**INFORMATION GIVEN:**
— start —

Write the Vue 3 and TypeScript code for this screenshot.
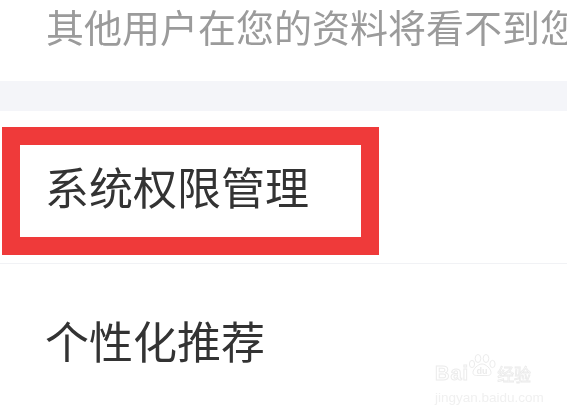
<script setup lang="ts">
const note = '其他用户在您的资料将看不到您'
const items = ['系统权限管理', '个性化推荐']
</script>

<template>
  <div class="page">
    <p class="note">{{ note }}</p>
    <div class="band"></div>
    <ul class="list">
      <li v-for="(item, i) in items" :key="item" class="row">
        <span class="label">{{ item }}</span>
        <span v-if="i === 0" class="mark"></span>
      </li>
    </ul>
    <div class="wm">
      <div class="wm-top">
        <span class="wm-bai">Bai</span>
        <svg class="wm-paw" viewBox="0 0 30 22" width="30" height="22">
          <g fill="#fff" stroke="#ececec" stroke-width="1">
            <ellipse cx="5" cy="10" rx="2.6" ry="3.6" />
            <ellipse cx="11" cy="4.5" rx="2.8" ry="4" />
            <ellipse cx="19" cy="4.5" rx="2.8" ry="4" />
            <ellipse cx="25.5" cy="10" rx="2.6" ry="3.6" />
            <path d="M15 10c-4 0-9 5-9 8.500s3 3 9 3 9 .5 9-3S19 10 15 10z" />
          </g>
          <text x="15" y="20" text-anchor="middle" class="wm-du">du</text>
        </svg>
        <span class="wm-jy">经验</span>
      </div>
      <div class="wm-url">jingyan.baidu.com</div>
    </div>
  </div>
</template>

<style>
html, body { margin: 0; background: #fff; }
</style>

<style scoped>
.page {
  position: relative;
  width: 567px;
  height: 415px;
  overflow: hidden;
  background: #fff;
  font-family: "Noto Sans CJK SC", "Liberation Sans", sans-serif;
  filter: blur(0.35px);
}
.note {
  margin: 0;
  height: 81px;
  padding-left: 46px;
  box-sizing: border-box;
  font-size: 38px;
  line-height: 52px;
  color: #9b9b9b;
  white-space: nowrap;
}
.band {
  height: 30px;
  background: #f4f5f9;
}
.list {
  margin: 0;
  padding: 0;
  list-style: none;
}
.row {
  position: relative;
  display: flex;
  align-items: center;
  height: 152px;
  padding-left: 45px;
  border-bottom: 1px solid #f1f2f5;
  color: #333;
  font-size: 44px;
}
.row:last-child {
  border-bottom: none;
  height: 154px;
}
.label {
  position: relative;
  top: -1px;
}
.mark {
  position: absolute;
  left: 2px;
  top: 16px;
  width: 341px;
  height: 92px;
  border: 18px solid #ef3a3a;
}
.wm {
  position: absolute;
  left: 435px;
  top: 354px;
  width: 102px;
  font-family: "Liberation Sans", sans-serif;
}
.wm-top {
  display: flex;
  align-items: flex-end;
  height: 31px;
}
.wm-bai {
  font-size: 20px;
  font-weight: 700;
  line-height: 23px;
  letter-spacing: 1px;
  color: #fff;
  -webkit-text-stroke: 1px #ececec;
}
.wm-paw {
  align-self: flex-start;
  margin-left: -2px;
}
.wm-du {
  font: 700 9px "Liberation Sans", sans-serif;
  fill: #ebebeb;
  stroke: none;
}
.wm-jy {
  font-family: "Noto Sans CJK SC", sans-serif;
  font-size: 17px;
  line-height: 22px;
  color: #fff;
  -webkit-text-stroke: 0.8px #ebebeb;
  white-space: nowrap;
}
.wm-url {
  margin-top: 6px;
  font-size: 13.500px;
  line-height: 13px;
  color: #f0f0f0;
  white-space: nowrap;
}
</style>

— end —
— start —

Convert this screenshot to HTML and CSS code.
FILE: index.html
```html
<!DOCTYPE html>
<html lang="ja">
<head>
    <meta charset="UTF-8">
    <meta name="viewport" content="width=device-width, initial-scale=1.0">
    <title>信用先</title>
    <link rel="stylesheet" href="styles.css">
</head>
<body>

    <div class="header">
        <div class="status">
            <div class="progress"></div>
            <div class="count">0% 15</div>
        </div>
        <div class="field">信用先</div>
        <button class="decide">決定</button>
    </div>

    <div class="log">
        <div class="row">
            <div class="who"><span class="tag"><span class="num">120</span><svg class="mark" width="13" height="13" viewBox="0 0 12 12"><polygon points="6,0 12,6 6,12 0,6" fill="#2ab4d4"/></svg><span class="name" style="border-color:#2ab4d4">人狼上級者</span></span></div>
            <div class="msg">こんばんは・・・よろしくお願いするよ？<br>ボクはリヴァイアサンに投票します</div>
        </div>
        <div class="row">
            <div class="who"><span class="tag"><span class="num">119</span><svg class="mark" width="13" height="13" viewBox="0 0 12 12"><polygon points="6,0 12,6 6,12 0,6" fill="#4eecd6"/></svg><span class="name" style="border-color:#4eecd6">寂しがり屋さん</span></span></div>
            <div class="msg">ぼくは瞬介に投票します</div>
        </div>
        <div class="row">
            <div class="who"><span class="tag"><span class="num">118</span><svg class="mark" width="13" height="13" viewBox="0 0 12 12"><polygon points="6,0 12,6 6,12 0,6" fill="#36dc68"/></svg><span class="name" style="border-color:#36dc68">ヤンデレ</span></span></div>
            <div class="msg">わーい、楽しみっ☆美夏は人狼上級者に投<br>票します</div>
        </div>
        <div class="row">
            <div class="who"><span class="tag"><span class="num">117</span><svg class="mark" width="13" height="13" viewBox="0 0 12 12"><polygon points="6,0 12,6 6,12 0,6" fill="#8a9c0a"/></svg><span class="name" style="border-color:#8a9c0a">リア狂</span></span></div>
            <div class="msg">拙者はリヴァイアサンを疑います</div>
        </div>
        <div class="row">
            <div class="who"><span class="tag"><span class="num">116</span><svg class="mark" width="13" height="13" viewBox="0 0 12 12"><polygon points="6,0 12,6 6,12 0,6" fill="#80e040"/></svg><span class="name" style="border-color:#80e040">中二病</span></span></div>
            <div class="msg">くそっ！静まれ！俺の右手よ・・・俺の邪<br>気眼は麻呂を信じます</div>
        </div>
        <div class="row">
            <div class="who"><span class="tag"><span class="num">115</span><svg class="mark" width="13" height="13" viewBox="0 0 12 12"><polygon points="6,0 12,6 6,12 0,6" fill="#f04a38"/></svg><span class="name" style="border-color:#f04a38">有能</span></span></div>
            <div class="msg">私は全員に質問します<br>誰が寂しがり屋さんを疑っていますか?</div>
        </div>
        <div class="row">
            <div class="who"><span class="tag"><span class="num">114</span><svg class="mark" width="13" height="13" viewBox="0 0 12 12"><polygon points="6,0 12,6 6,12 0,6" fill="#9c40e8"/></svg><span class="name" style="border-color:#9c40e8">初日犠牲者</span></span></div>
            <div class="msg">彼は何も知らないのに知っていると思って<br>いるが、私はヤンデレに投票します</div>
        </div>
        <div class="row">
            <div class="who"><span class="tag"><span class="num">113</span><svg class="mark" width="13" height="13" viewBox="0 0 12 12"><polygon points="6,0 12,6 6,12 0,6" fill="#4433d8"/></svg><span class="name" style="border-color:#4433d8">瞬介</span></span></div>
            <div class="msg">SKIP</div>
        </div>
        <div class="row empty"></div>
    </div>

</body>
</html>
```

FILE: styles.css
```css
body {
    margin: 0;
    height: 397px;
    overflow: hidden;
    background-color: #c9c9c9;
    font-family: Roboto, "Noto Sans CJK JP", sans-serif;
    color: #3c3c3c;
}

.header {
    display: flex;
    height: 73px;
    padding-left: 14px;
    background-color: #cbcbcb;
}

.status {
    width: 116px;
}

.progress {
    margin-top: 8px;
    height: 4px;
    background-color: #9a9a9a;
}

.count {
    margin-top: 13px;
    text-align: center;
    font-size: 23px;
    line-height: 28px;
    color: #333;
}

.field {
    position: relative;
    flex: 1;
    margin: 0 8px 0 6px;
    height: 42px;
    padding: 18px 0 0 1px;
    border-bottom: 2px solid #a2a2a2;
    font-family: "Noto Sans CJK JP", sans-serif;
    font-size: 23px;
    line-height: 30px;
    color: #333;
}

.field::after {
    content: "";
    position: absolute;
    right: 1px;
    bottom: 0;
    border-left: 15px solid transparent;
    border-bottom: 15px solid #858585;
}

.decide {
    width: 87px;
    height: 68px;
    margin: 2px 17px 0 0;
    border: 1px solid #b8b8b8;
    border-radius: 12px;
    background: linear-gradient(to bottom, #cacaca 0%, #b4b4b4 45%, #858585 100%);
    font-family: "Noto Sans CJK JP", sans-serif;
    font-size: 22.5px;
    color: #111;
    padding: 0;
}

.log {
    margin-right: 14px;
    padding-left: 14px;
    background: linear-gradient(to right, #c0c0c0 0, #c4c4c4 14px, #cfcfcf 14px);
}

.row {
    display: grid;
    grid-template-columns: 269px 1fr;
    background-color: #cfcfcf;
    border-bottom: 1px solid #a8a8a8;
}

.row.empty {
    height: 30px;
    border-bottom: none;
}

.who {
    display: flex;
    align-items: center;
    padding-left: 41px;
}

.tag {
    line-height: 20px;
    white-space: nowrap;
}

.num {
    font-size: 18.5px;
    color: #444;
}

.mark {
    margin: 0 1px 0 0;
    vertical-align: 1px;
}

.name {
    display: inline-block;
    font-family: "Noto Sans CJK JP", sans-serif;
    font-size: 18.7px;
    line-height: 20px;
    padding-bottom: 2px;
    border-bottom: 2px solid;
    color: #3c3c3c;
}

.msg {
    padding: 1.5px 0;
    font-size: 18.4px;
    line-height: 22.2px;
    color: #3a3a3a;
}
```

— end —

**JOB:** Only the number is wanted: how many lines of the data contain the word "screenshot"?

**EXERCISE RESULT:** 2